(Pages as source code)
━━━
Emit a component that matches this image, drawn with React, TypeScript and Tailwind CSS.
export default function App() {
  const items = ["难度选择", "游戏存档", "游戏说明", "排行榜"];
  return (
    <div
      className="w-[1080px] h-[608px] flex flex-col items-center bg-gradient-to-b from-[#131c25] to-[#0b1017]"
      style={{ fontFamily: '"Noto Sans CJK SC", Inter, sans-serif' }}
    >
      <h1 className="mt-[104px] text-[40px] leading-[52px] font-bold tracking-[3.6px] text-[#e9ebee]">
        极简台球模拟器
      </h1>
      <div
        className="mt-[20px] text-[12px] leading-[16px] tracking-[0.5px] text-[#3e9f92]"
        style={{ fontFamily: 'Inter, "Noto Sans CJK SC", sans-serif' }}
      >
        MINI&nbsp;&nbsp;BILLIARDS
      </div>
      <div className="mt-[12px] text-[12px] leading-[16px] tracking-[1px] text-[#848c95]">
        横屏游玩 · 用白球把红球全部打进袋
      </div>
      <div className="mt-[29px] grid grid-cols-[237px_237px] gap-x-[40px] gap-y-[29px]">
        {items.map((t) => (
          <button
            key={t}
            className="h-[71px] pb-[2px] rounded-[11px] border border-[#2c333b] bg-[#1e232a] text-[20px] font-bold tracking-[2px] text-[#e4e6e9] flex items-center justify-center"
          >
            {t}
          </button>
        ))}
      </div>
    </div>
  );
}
━━━
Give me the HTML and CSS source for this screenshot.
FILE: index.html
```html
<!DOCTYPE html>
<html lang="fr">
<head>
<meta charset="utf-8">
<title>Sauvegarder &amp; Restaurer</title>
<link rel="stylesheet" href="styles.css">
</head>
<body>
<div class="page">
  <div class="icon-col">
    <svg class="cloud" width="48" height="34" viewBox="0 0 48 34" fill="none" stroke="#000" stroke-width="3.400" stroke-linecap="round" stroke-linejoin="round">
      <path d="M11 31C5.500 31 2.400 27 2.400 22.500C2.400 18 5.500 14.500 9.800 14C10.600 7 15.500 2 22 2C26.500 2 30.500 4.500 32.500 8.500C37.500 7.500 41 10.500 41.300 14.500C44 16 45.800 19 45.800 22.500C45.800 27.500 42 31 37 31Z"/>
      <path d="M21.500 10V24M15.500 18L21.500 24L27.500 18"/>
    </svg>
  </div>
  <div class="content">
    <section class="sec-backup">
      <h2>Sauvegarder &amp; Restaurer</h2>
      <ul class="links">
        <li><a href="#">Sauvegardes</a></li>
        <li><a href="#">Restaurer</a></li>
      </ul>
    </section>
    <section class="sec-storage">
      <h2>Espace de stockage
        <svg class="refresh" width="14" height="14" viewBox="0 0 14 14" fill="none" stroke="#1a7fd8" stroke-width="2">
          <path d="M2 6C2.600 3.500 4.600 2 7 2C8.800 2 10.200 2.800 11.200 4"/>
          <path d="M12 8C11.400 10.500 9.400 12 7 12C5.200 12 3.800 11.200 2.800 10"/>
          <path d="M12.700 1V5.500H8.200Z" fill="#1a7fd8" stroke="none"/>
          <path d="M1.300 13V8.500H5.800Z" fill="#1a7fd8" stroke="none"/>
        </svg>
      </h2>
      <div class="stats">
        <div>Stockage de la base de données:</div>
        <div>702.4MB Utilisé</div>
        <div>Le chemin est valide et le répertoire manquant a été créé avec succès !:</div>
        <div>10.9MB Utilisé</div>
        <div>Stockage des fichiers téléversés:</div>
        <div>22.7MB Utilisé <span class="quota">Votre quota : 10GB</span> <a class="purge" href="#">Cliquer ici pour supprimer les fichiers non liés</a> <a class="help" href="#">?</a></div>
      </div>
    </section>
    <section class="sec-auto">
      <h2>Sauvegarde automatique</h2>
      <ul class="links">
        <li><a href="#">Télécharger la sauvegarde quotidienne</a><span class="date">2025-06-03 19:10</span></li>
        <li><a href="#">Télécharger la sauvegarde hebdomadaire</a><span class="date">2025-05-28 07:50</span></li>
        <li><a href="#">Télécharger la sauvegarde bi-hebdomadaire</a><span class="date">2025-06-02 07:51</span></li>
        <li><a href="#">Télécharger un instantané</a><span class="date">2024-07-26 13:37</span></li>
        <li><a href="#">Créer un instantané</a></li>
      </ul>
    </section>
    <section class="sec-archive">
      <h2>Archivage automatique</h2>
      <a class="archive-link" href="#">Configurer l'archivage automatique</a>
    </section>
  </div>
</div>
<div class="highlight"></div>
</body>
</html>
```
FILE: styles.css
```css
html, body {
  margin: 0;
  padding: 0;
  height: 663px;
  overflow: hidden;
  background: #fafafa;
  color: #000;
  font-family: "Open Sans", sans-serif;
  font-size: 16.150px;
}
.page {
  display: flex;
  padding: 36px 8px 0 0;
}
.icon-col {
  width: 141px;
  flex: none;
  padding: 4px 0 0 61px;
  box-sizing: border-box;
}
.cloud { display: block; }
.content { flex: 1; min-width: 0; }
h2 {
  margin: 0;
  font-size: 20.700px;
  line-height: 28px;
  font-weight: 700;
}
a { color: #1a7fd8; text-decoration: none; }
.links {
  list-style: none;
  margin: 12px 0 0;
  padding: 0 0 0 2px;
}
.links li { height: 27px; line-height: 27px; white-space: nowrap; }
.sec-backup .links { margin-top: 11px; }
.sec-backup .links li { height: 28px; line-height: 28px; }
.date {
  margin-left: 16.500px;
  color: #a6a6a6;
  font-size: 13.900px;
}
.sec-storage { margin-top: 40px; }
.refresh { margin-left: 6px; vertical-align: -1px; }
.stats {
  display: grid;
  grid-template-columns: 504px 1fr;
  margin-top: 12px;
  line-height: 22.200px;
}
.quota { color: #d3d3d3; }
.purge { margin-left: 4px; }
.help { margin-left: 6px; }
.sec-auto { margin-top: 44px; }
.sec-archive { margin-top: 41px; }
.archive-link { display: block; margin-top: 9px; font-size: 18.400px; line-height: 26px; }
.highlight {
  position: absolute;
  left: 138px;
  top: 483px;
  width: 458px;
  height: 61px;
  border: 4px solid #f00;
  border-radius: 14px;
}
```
━━━
● **AIM**
Only the number is wanted: how many lines of the material contain the word "this"?

● **TASK SOLUTION**
2